13. Given the state of the record, plaintiffs cannot meet their burden of proof under Dataphase. The court makes clear, however, it takes no position on the merits of plaintiffs' claims. Nor does the court's ruling preclude plaintiffs from refiling their motion once the Attorney General has had the opportunity to intervene.
In accordance with these findings, it is hereby ORDERED that plaintiffs' motion for a temporary restraining order and/or preliminary injunction (Docket 5) is denied without prejudice.
IT IS FURTHER ORDERED that plaintiffs shall comply with the notice requirement of SDCL § 15-6-24(c) and Fed. R. Civ. P. 5.1(a).

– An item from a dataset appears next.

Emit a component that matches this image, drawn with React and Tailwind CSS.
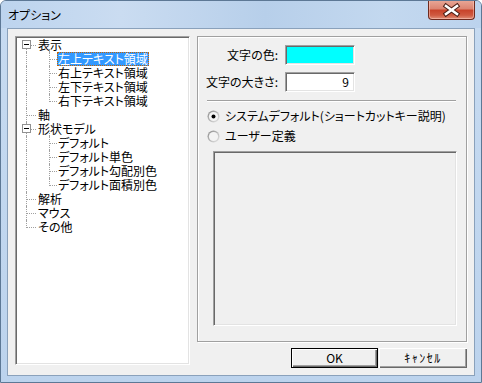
import React from "react";

const rows = [
  { level: 0, text: "表示", box: true, first: true },
  { level: 1, text: "左上テキスト領域", selected: true },
  { level: 1, text: "右上テキスト領域" },
  { level: 1, text: "左下テキスト領域" },
  { level: 1, text: "右下テキスト領域", lastChild: true },
  { level: 0, text: "軸" },
  { level: 0, text: "形状モデル", box: true },
  { level: 1, text: "デフォルト" },
  { level: 1, text: "デフォルト単色" },
  { level: 1, text: "デフォルト勾配別色" },
  { level: 1, text: "デフォルト面積別色", lastChild: true },
  { level: 0, text: "解析" },
  { level: 0, text: "マウス" },
  { level: 0, text: "その他", last: true },
];

function MinusBox() {
  return (
    <svg width="9" height="9" viewBox="0 0 9 9" className="absolute left-[5px] top-[2px]">
      <rect x="0.5" y="0.5" width="8" height="8" fill="#fff" stroke="#919191" />
      <line x1="2" y1="4.5" x2="7" y2="4.5" stroke="#000" strokeWidth="1" />
    </svg>
  );
}

function TreeRow({ r }) {
  const vline = "absolute w-0 border-l border-dotted border-[#a0a0a0]";
  const hline = "absolute h-0 border-t border-dotted border-[#a0a0a0]";
  return (
    <div className="relative h-[14px] flex items-center">
      {r.first ? (
        <span className={`${vline} left-[9px] top-[11px] h-[3px]`} />
      ) : r.last ? (
        <span className={`${vline} left-[9px] top-0 h-[8px]`} />
      ) : (
        <span className={`${vline} left-[9px] top-0 h-[14px]`} />
      )}
      {r.level === 0 && (
        <>
          {r.box ? (
            <>
              <MinusBox />
              <span className={`${hline} left-[14px] top-[7px] w-[5px]`} />
              <span className={`${vline} left-[32px] top-[11px] h-[3px]`} />
            </>
          ) : (
            <span className={`${hline} left-[10px] top-[7px] w-[9px]`} />
          )}
          <span className="block ml-[21px] h-[14px] leading-[14px] whitespace-nowrap">{r.text}</span>
        </>
      )}
      {r.level === 1 && (
        <>
          {r.lastChild ? (
            <span className={`${vline} left-[32px] top-0 h-[8px]`} />
          ) : (
            <span className={`${vline} left-[32px] top-0 h-[14px]`} />
          )}
          <span className={`${hline} left-[33px] top-[7px] w-[7px]`} />
          <span
            className={
              r.selected
                ? "block ml-[40px] px-[1px] h-[14px] leading-[13px] whitespace-nowrap bg-[#3399ff] text-white outline outline-1 outline-dotted outline-[#c66300] -outline-offset-1"
                : "block ml-[40px] px-[1px] h-[14px] leading-[14px] whitespace-nowrap"
            }
          >
            {r.text}
          </span>
        </>
      )}
    </div>
  );
}

function Radio({ checked }) {
  const id = checked ? "rg1" : "rg2";
  return (
    <svg width="13" height="13" viewBox="0 0 13 13" className="shrink-0">
      <defs>
        <linearGradient id={id} x1="0" y1="0" x2="1" y2="1">
          <stop offset="0" stopColor="#8a8a8a" />
          <stop offset="1" stopColor="#e8e8e8" />
        </linearGradient>
      </defs>
      <circle cx="6.5" cy="6.5" r="6" fill={`url(#${id})`} />
      <circle cx="6.5" cy="6.5" r="4.6" fill="#f4f4f4" />
      {checked && <circle cx="6.5" cy="6.5" r="2" fill="#000" />}
    </svg>
  );
}

function CloseButton() {
  return (
    <div className="absolute right-[6px] top-[-1px] w-[47px] h-[20px] rounded-b-[4px] border border-[#6e2a1e] border-t-0 bg-[linear-gradient(180deg,#e9a999_0%,#dc8572_45%,#c8442b_55%,#cf5a41_80%,#e08f78_100%)] shadow-[inset_0_0_0_1px_rgba(255,210,200,0.5)]">
      <svg width="47" height="20" viewBox="0 0 47 20" className="absolute left-[-1px] top-0">
        <path d="M18 6 L29 14 M29 6 L18 14" stroke="#4a1e16" strokeWidth="4.6" strokeLinecap="square" />
        <path d="M18 6 L29 14 M29 6 L18 14" stroke="#fff" strokeWidth="2.6" strokeLinecap="square" />
      </svg>
    </div>
  );
}

const sunken =
  "border border-t-[#a0a0a0] border-l-[#a0a0a0] border-r-white border-b-white shadow-[inset_1px_1px_0_#696969,inset_-1px_-1px_0_#e3e3e3]";

export default function App() {
  return (
    <div className="w-[482px] h-[383px] relative flex flex-col rounded-t-[6px] border border-[#5d7895] bg-[linear-gradient(180deg,#c7dbf1_0%,#bcd3ed_100%)] font-['Noto_Sans_CJK_JP',sans-serif] text-[12px] text-black [font-feature-settings:'palt'] overflow-hidden">
      <div className="h-[27px] shrink-0 relative bg-[linear-gradient(90deg,#bdd4ee_0%,#cadcf1_25%,#b7cfea_55%,#c3d8ef_80%,#bcd3ed_100%)]">
        <span className="absolute left-[7px] top-[7px] leading-[14px]">オプション</span>
        <CloseButton />
      </div>
      <div className="mx-[6px] mb-[6px] flex-1 border border-[#8aa1bb] bg-[#f0f0f0] pt-[7px] pl-[7px] pr-[7px] flex gap-[7px]">
        <div className={`w-[175px] h-[329px] shrink-0 bg-white ${sunken} p-[1px] overflow-hidden`}>
          {rows.map((r, i) => (
            <TreeRow key={i} r={r} />
          ))}
        </div>
        <div className="flex flex-col">
          <div className="w-[270px] h-[306px] border border-[#a0a0a0] shadow-[inset_1px_1px_0_#fff,1px_1px_0_#fff] flex flex-col">
            <div className="mt-[8px] h-[20px] flex items-center">
              <div className="w-[80px] text-right leading-[14px]">文字の色:</div>
              <div className={`ml-[7px] w-[70px] h-[20px] bg-[#00ffff] ${sunken}`} />
            </div>
            <div className="mt-[7px] h-[20px] flex items-center">
              <div className="w-[80px] text-right leading-[14px] whitespace-nowrap">文字の大きさ:</div>
              <div className={`ml-[7px] w-[70px] h-[20px] bg-white ${sunken} flex items-center justify-end pr-[5px] leading-[14px]`}>
                9
              </div>
            </div>
            <div className="mt-[8px] ml-[9px] w-[249px] h-[2px] border-t border-t-[#a0a0a0] border-b border-b-white" />
            <div className="mt-[4px] h-[20px] ml-[9px] flex items-center gap-[5px]">
              <Radio checked />
              <span className="block leading-[14px] whitespace-nowrap">システムデフォルト(ショートカットキー説明)</span>
            </div>
            <div className="h-[20px] ml-[9px] flex items-center gap-[5px]">
              <Radio />
              <span className="block leading-[14px] whitespace-nowrap">ユーザー定義</span>
            </div>
            <div className={`mt-[5px] ml-[15px] w-[244px] h-[175px] bg-[#f0f0f0] ${sunken}`} />
          </div>
          <div className="mt-[6px] flex justify-end gap-[1px]">
            <button className="w-[87px] h-[20px] border border-black bg-[#f0f0f0] shadow-[inset_1px_1px_0_#fff,inset_-1px_-1px_0_#696969,inset_-2px_-2px_0_#a0a0a0] leading-[14px] font-normal">
              OK
            </button>
            <button className="w-[88px] h-[20px] bg-[#f0f0f0] shadow-[inset_1px_1px_0_#fff,inset_-1px_-1px_0_#696969,inset_-2px_-2px_0_#a0a0a0] leading-[14px] font-normal [font-feature-settings:normal] tracking-[1.5px]">
              ｷｬﾝｾﾙ
            </button>
          </div>
        </div>
      </div>
    </div>
  );
}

Within fourteen (14) days of the date of this order, plaintiffs shall file a notice of constitutional question stating the question and identifying the paper that raises it and shall serve the Attorney General for the State of South Dakota with the notice, paper, and all other documents filed in this case.
IT IS FURTHER ORDERED that, within sixty (60) days of service of this order, the Attorney General for the State of South Dakota may file a motion to intervene and supporting pleading consistent with Fed. R. Civ. P. 24.
IT IS FURTHER ORDERED that plaintiffs shall file a responsive brief within twenty-one (21) days of service of the Attorney General's motion and pleading.
IT IS FURTHER ORDERED that the court certifies to the Attorney General for the State of South Dakota that Chapter 11-12 of the South Dakota Codified Laws has been questioned within the meaning of Fed. R. Civ. P. 5.1 and 28 U.S.C. § 2403(b).
IT IS FURTHER ORDERED that the Clerk of Court shall immediately serve this order upon the Attorney General for the State of South Dakota.
IT IS FURTHER ORDERED that defendant's motion to continue (Docket 15) is denied as moot.
IT IS FURTHER ORDERED that plaintiffs' objections to the subpoena of David Eliason (Docket 14) are denied as moot.